One of the most important cultural traditions ever to arise within British culture is Faffing. Faffing does exist in other cultures, but only in Britain has it been identified and labelled with such an exceptional name and, as any Briton will know, a sense of knowing pride. To faff is to waste time with diddly little actions and tasks when something more pertinent or with a time limit must be attended to. That’s not to say that it is procrastination; you might genuinely want and need to be at a social engagement within half an hour, but for every half hour of human life there is a mandatory fifteen minutes of Faffing which one simply cannot avoid: making sure you have your house keys, remembering that you forgot to brush your hair, not being able to get your wallet into the mouth of your bag because it’s caught on something invisible, checking again to really make sure you have your house keys… 
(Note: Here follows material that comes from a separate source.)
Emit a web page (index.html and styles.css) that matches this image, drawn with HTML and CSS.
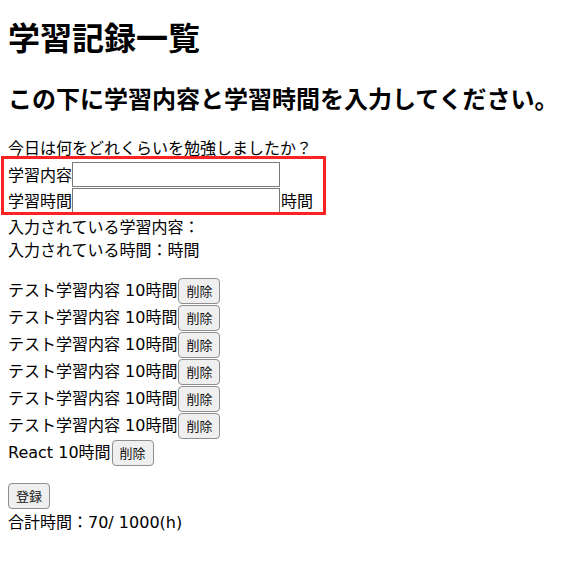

Although the Germans have the reputation for punctuality, Brits really excel at this ability to estimate perfectly the amount of extra time any given activity will require for Faffing. A trip to the gym? At least half an hour, once you factor in things like putting the wrong leg into the wrong hole of your gym shorts and being asked by a bloke in the car park if you have twenty pence. Grocery shopping? Could only be fifteen minutes, as long as you don’t realise when you first get into the car that you really ought to go back in and turn off your computer first. A family trip off visiting relatives several miles away? Here you won’t get away with anything less than the estimated Faffing time per person added together for the family unit and then squared to factor in the compound Faffing that occurs when multiple people faff together, thus creating new reasons for each person to begin a new Faff.

Faffing is an inescapable part of life, and it’s an essential word once you know it, which is why my now-bilingual existence is so difficult at times. How can I express the concept to those who have never been able to put into words why you always end up leaving the house at least 15 minutes after having first put on your coat? How can I compete with people who have never acknowledged, perhaps never even known, what it is to faff? And how can I express my hatred of annoying and fiddly tasks without a German translation for the perfect phrase: “Ugh, it’s such a FAFF…”?